- [Challenge]: Images are not part of the copy; transcribe all the data exactly.

-- START OF Information supplied --

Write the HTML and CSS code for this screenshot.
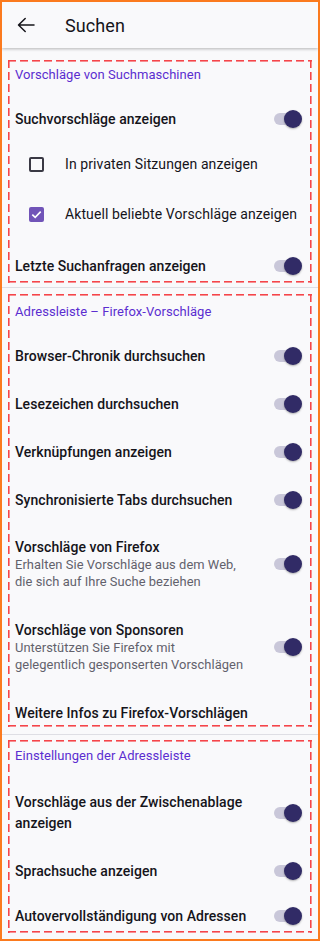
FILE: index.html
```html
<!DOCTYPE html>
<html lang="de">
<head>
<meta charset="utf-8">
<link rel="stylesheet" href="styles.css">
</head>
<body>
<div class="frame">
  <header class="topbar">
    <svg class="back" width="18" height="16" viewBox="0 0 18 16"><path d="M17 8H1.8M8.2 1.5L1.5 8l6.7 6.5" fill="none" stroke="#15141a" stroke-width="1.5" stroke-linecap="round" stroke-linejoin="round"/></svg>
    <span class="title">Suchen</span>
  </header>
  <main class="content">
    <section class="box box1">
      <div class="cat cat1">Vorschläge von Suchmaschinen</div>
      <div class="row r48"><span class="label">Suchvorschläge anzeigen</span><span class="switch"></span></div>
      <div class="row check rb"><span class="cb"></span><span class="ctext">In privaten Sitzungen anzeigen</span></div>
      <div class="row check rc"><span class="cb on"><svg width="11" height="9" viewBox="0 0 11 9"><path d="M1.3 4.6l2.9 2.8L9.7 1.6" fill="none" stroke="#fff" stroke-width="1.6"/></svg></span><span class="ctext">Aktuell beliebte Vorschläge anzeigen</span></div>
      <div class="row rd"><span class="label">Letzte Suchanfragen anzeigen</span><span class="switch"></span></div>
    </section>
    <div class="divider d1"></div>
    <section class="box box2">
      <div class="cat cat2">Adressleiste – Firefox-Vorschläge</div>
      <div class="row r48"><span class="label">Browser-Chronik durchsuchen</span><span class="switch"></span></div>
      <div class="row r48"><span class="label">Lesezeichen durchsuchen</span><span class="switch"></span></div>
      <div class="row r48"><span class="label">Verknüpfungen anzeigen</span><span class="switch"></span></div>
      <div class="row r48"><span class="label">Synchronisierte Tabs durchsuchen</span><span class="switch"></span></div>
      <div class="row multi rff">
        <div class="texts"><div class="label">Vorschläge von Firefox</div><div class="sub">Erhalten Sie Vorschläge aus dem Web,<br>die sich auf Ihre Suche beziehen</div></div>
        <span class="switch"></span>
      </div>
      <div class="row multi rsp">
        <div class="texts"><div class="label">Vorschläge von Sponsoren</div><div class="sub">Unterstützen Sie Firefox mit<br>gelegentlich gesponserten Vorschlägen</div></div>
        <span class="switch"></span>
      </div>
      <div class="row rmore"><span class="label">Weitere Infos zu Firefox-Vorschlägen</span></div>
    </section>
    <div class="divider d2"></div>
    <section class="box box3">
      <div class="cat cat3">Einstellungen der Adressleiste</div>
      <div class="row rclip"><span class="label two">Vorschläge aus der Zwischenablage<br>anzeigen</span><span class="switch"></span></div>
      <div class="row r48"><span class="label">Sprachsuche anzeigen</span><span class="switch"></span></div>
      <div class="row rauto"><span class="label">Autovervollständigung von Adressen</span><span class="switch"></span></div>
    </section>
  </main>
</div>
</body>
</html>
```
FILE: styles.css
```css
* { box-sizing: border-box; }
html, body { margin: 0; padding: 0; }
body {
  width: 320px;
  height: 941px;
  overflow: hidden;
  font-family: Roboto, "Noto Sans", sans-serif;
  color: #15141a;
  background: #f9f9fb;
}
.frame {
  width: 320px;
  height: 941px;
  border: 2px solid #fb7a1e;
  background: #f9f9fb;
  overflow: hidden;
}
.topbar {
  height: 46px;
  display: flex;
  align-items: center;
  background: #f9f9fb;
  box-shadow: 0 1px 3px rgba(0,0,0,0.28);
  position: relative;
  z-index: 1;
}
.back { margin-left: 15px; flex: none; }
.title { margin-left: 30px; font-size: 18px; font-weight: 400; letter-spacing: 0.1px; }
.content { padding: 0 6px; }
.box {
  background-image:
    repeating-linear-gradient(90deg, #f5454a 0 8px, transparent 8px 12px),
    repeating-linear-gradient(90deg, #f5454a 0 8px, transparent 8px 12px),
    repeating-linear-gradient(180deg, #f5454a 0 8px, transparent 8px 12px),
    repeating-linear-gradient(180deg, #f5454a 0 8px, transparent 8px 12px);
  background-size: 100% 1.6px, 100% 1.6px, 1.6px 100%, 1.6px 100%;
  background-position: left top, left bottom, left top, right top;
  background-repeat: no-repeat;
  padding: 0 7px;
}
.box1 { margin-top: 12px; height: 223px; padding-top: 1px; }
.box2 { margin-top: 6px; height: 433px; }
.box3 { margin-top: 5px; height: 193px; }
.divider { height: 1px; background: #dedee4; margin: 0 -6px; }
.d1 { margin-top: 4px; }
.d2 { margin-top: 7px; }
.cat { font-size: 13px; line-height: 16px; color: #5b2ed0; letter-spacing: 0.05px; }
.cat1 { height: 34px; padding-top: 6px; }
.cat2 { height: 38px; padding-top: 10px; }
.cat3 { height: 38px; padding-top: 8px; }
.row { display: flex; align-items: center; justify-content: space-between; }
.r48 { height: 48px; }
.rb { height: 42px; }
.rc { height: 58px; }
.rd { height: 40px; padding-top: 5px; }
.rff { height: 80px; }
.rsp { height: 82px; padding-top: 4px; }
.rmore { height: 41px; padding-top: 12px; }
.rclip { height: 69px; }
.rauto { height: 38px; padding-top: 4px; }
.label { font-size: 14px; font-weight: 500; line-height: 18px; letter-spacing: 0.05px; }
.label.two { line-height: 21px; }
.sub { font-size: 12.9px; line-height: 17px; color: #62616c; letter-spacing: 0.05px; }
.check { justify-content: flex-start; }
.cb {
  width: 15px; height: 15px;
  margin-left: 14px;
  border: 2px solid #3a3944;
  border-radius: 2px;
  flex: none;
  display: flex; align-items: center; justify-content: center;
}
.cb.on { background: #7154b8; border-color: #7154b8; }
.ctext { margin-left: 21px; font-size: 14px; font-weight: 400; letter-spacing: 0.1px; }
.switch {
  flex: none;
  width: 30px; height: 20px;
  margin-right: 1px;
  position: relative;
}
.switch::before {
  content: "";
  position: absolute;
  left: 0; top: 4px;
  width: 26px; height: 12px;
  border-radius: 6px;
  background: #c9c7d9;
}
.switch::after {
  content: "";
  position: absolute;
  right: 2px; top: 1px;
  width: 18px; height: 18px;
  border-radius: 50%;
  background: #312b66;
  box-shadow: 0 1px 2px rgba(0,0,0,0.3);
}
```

-- END OF Information supplied --

- [Solution to the exercise]:
Write the HTML and CSS code for this screenshot.
FILE: index.html
```html
<!DOCTYPE html>
<html lang="de">
<head>
<meta charset="utf-8">
<link rel="stylesheet" href="styles.css">
</head>
<body>
<div class="frame">
  <header class="topbar">
    <svg class="back" width="18" height="16" viewBox="0 0 18 16"><path d="M17 8H1.8M8.2 1.5L1.5 8l6.7 6.5" fill="none" stroke="#15141a" stroke-width="1.5" stroke-linecap="round" stroke-linejoin="round"/></svg>
    <span class="title">Suchen</span>
  </header>
  <main class="content">
    <section class="box box1">
      <div class="cat cat1">Vorschläge von Suchmaschinen</div>
      <div class="row r48"><span class="label">Suchvorschläge anzeigen</span><span class="switch"></span></div>
      <div class="row check rb"><span class="cb"></span><span class="ctext">In privaten Sitzungen anzeigen</span></div>
      <div class="row check rc"><span class="cb on"><svg width="11" height="9" viewBox="0 0 11 9"><path d="M1.3 4.6l2.9 2.8L9.7 1.6" fill="none" stroke="#fff" stroke-width="1.6"/></svg></span><span class="ctext">Aktuell beliebte Vorschläge anzeigen</span></div>
      <div class="row rd"><span class="label">Letzte Suchanfragen anzeigen</span><span class="switch"></span></div>
    </section>
    <div class="divider d1"></div>
    <section class="box box2">
      <div class="cat cat2">Adressleiste – Firefox-Vorschläge</div>
      <div class="row r48"><span class="label">Browser-Chronik durchsuchen</span><span class="switch"></span></div>
      <div class="row r48"><span class="label">Lesezeichen durchsuchen</span><span class="switch"></span></div>
      <div class="row r48"><span class="label">Verknüpfungen anzeigen</span><span class="switch"></span></div>
      <div class="row r48"><span class="label">Synchronisierte Tabs durchsuchen</span><span class="switch"></span></div>
      <div class="row multi rff">
        <div class="texts"><div class="label">Vorschläge von Firefox</div><div class="sub">Erhalten Sie Vorschläge aus dem Web,<br>die sich auf Ihre Suche beziehen</div></div>
        <span class="switch"></span>
      </div>
      <div class="row multi rsp">
        <div class="texts"><div class="label">Vorschläge von Sponsoren</div><div class="sub">Unterstützen Sie Firefox mit<br>gelegentlich gesponserten Vorschlägen</div></div>
        <span class="switch"></span>
      </div>
      <div class="row rmore"><span class="label">Weitere Infos zu Firefox-Vorschlägen</span></div>
    </section>
    <div class="divider d2"></div>
    <section class="box box3">
      <div class="cat cat3">Einstellungen der Adressleiste</div>
      <div class="row rclip"><span class="label two">Vorschläge aus der Zwischenablage<br>anzeigen</span><span class="switch"></span></div>
      <div class="row r48"><span class="label">Sprachsuche anzeigen</span><span class="switch"></span></div>
      <div class="row rauto"><span class="label">Autovervollständigung von Adressen</span><span class="switch"></span></div>
    </section>
  </main>
</div>
</body>
</html>
```
FILE: styles.css
```css
* { box-sizing: border-box; }
html, body { margin: 0; padding: 0; }
body {
  width: 320px;
  height: 941px;
  overflow: hidden;
  font-family: Roboto, "Noto Sans", sans-serif;
  color: #15141a;
  background: #f9f9fb;
}
.frame {
  width: 320px;
  height: 941px;
  border: 2px solid #fb7a1e;
  background: #f9f9fb;
  overflow: hidden;
}
.topbar {
  height: 46px;
  display: flex;
  align-items: center;
  background: #f9f9fb;
  box-shadow: 0 1px 3px rgba(0,0,0,0.28);
  position: relative;
  z-index: 1;
}
.back { margin-left: 15px; flex: none; }
.title { margin-left: 30px; font-size: 18px; font-weight: 400; letter-spacing: 0.1px; }
.content { padding: 0 6px; }
.box {
  background-image:
    repeating-linear-gradient(90deg, #f5454a 0 8px, transparent 8px 12px),
    repeating-linear-gradient(90deg, #f5454a 0 8px, transparent 8px 12px),
    repeating-linear-gradient(180deg, #f5454a 0 8px, transparent 8px 12px),
    repeating-linear-gradient(180deg, #f5454a 0 8px, transparent 8px 12px);
  background-size: 100% 1.6px, 100% 1.6px, 1.6px 100%, 1.6px 100%;
  background-position: left top, left bottom, left top, right top;
  background-repeat: no-repeat;
  padding: 0 7px;
}
.box1 { margin-top: 12px; height: 223px; padding-top: 1px; }
.box2 { margin-top: 6px; height: 433px; }
.box3 { margin-top: 5px; height: 193px; }
.divider { height: 1px; background: #dedee4; margin: 0 -6px; }
.d1 { margin-top: 4px; }
.d2 { margin-top: 7px; }
.cat { font-size: 13px; line-height: 16px; color: #5b2ed0; letter-spacing: 0.05px; }
.cat1 { height: 34px; padding-top: 6px; }
.cat2 { height: 38px; padding-top: 10px; }
.cat3 { height: 38px; padding-top: 8px; }
.row { display: flex; align-items: center; justify-content: space-between; }
.r48 { height: 48px; }
.rb { height: 42px; }
.rc { height: 58px; }
.rd { height: 40px; padding-top: 5px; }
.rff { height: 80px; }
.rsp { height: 82px; padding-top: 4px; }
.rmore { height: 41px; padding-top: 12px; }
.rclip { height: 69px; }
.rauto { height: 38px; padding-top: 4px; }
.label { font-size: 14px; font-weight: 500; line-height: 18px; letter-spacing: 0.05px; }
.label.two { line-height: 21px; }
.sub { font-size: 12.9px; line-height: 17px; color: #62616c; letter-spacing: 0.05px; }
.check { justify-content: flex-start; }
.cb {
  width: 15px; height: 15px;
  margin-left: 14px;
  border: 2px solid #3a3944;
  border-radius: 2px;
  flex: none;
  display: flex; align-items: center; justify-content: center;
}
.cb.on { background: #7154b8; border-color: #7154b8; }
.ctext { margin-left: 21px; font-size: 14px; font-weight: 400; letter-spacing: 0.1px; }
.switch {
  flex: none;
  width: 30px; height: 20px;
  margin-right: 1px;
  position: relative;
}
.switch::before {
  content: "";
  position: absolute;
  left: 0; top: 4px;
  width: 26px; height: 12px;
  border-radius: 6px;
  background: #c9c7d9;
}
.switch::after {
  content: "";
  position: absolute;
  right: 2px; top: 1px;
  width: 18px; height: 18px;
  border-radius: 50%;
  background: #312b66;
  box-shadow: 0 1px 2px rgba(0,0,0,0.3);
}
```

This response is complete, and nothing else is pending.